You all know the story of Fido, how he conned me into bringing him into this house, and into my damn heart. What the hell is wrong with me. I should be bringing a man into my bed, not another dog! Have I become a cat lady? Is there an equivalent, being a guy, and having dogs and cats? It's really scary. Next thing you know I will be buying all kinds of cutesy, kitsch shit with animals on them, and place them all around the house. Maybe I'll also become a hoarder, and just disappear into the house all together.
As I was driving around today, getting all this home loan shit done, I was thinking this, I have no life! I'm not even motivated to really care much. Did you know that I have two flat screen televisions with DVR's, fully loaded with all cable channels, and they rarely get turned on? Hell, I rarely get turned on these days.
Somethings got to give. I can't keep going on like this. It's definitely time to make a commitment to start partaking in life again. Maybe somebody who is reading this will run into me somewhere, grab a hold of me, shake me, and shout, "get on with your life!" I am seriously worried that this grief thing has so weighed me down, that I don't even realize that I haven't been up for air in some time.
Maybe drastic times call for drastic measures.

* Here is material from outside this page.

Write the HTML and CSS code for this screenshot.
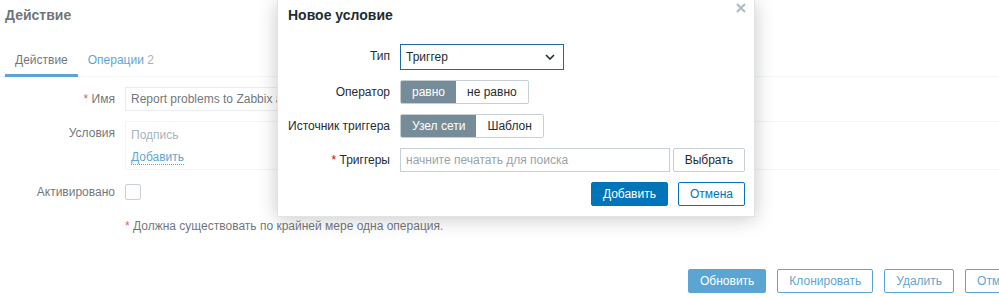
FILE: index.html
```html
<!DOCTYPE html>
<html lang="ru">
<head>
    <meta charset="UTF-8">
    <title>Действие</title>
    <link rel="stylesheet" href="styles.css">
</head>
<body>

    <!-- Action form (behind the dialog) -->
    <div class="page">
        <h1 class="page-title">Действие</h1>

        <ul class="tabs">
            <li class="tab active">Действие</li>
            <li class="tab"><a href="#ops">Операции <span class="count">2</span></a></li>
        </ul>

        <div class="form">
            <div class="form-label"><span class="req">*</span> Имя</div>
            <div class="form-field">
                <input class="text-input name-input" type="text" value="Report problems to Zabbix administrators">
            </div>

            <div class="form-label">Условия</div>
            <div class="form-field">
                <div class="conditions">
                    <div class="conditions-head">Подпись</div>
                    <a class="link-action" href="#add">Добавить</a>
                </div>
            </div>

            <div class="form-label">Активировано</div>
            <div class="form-field">
                <span class="checkbox"></span>
            </div>

            <div class="form-label"></div>
            <div class="note"><span class="req">*</span> Должна существовать по крайней мере одна операция.</div>
        </div>

        <div class="form-actions">
            <button class="btn btn-primary">Обновить</button>
            <button class="btn btn-alt">Клонировать</button>
            <button class="btn btn-alt">Удалить</button>
            <button class="btn btn-alt">Отмена</button>
        </div>
    </div>

    <!-- Dim layer -->
    <div class="overlay"></div>

    <!-- New condition dialog -->
    <div class="dialog">
        <div class="dialog-head">Новое условие</div>
        <button class="dialog-close" aria-label="Закрыть">
            <svg width="10" height="10" viewBox="0 0 10 10">
                <path d="M1 1 L9 9 M9 1 L1 9" stroke="#acbbc2" stroke-width="2" fill="none"/>
            </svg>
        </button>

        <div class="dialog-body">
            <div class="dlg-label">Тип</div>
            <div class="dlg-field">
                <div class="select">
                    <span>Триггер</span>
                    <svg width="10" height="6" viewBox="0 0 10 6">
                        <path d="M1 1 L5 5 L9 1" stroke="#1f2c33" stroke-width="1.6" fill="none"/>
                    </svg>
                </div>
            </div>

            <div class="dlg-label">Оператор</div>
            <div class="dlg-field">
                <div class="radio-group">
                    <span class="radio-item selected">равно</span>
                    <span class="radio-item">не равно</span>
                </div>
            </div>

            <div class="dlg-label">Источник триггера</div>
            <div class="dlg-field">
                <div class="radio-group">
                    <span class="radio-item selected">Узел сети</span>
                    <span class="radio-item">Шаблон</span>
                </div>
            </div>

            <div class="dlg-label"><span class="req">*</span> Триггеры</div>
            <div class="dlg-field multiselect">
                <input class="text-input ms-input" type="text" placeholder="начните печатать для поиска">
                <button class="btn btn-grey">Выбрать</button>
            </div>

            <div class="dlg-footer">
                <button class="btn btn-primary">Добавить</button>
                <button class="btn btn-alt">Отмена</button>
            </div>
        </div>
    </div>

</body>
</html>
```

FILE: styles.css
```css
* {
    margin: 0;
    padding: 0;
    box-sizing: border-box;
}

body {
    font-family: "Liberation Sans", Arial, sans-serif;
    font-size: 12px;
    color: #1f2c33;
    background-color: #fff;
    width: 999px;
    height: 297px;
    overflow: hidden;
    position: relative;
}

a {
    color: #0275b8;
    text-decoration: none;
}

.req {
    color: #d40000;
}

/* Page */
.page {
    width: 999px;
    overflow: hidden;
}

.page-title {
    font-size: 14px;
    font-weight: bold;
    line-height: 18px;
    padding: 6px 5px 0;
}

/* Tabs */
.tabs {
    list-style: none;
    display: flex;
    margin-top: 21px;
    padding-left: 5px;
    border-bottom: 1px solid #ebeef0;
}

.tab {
    padding: 8px 10px 7px;
    line-height: 14px;
    border-bottom: 3px solid transparent;
    margin-bottom: -1px;
}

.tab.active {
    border-bottom-color: #0275b8;
}

.tab .count {
    color: #768d99;
}

/* Form */
.form {
    display: grid;
    grid-template-columns: 115px 1fr;
    column-gap: 10px;
    row-gap: 10px;
    margin-top: 10px;
}

.form-label {
    text-align: right;
    line-height: 24px;
    white-space: nowrap;
}

.form-field {
    min-height: 24px;
    display: flex;
    align-items: center;
}

.text-input {
    height: 24px;
    border: 1px solid #dfe4e7;
    padding: 0 5px;
    font-family: inherit;
    font-size: 12px;
    color: #1f2c33;
    background: #fff;
    outline: none;
}

.text-input::placeholder {
    color: #9aa4a9;
}

.name-input {
    width: 453px;
}

.conditions {
    width: 100%;
    border: 1px solid #ebeef0;
    border-right: none;
    padding: 6px 5px 4px;
    line-height: 14px;
}

.conditions-head {
    color: #768d99;
    margin-bottom: 8px;
}

.link-action {
    display: inline-block;
    border-bottom: 1px dotted #0275b8;
}

.checkbox {
    width: 16px;
    height: 16px;
    border: 1px solid #acbbc2;
    border-radius: 2px;
    background: #fff;
}

.note {
    line-height: 24px;
}

/* Buttons */
.btn {
    height: 24px;
    padding: 0 11px;
    border: 1px solid #0275b8;
    border-radius: 2px;
    font-family: inherit;
    font-size: 12px;
    line-height: 22px;
    white-space: nowrap;
    flex-shrink: 0;
    cursor: pointer;
}

.btn-primary {
    background-color: #0275b8;
    color: #fff;
}

.btn-alt {
    background-color: #fff;
    color: #0275b8;
}

.btn-grey {
    background-color: #fff;
    border-color: #c5cfd4;
    color: #1f2c33;
}

.form-actions {
    display: flex;
    gap: 11px;
    margin-top: 31px;
    padding-left: 688px;
}

/* Dim layer */
.overlay {
    position: absolute;
    top: 0;
    left: 0;
    width: 100%;
    height: 100%;
    background: rgba(255, 255, 255, 0.35);
}

/* Dialog */
.dialog {
    position: absolute;
    top: 0;
    left: 277px;
    width: 478px;
    background: #fff;
    border: 1px solid #dfe4e7;
    border-top: none;
    box-shadow: 0 2px 18px rgba(0, 0, 0, 0.22);
}

.dialog-head {
    height: 30px;
    line-height: 30px;
    padding-left: 10px;
    font-size: 14px;
    font-weight: bold;
}

.dialog-close {
    position: absolute;
    top: 2px;
    right: 7px;
    width: 12px;
    height: 12px;
    border: none;
    background: none;
    display: flex;
    align-items: center;
    justify-content: center;
}

.dialog-body {
    display: grid;
    grid-template-columns: 102px 1fr;
    column-gap: 10px;
    row-gap: 10px;
    padding: 14px 9px 10px 10px;
}

.dlg-label {
    text-align: right;
    line-height: 24px;
    white-space: nowrap;
}

.dlg-field {
    display: flex;
    align-items: center;
}

.select {
    width: 164px;
    height: 26px;
    border: 1px solid #1b6aa5;
    display: flex;
    align-items: center;
    justify-content: space-between;
    padding: 0 8px 0 5px;
}

.radio-group {
    display: flex;
    border: 1px solid #c5cfd4;
    border-radius: 2px;
    overflow: hidden;
}

.radio-item {
    padding: 0 11px;
    line-height: 22px;
    background: #fff;
}

.radio-item.selected {
    background: #768d99;
    color: #fff;
}

.multiselect {
    gap: 3px;
}

.ms-input {
    flex: 1;
    border-color: #c5cfd4;
}

.dlg-footer {
    grid-column: 1 / -1;
    display: flex;
    justify-content: flex-end;
    gap: 10px;
}
```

I think I should set some new goals this week.
1. Go out and get drunk.
2. Get laid for gosh sake!
3. Can you at least make one damn friend?
4. Hit the gym.
5. See if you can find your way back to the yoga studio.
Well, it's a start. If you have been observing my pitiful life, and have found yourself thinking that it's time for me to make a move, then let me have it. This is your chance. Don't hold back. Throw out ideas. Shout out the epitaphs you were preparing in the event of my demise. I can take it. The time is now. Strike while the iron is hot.
Yeah, all of that!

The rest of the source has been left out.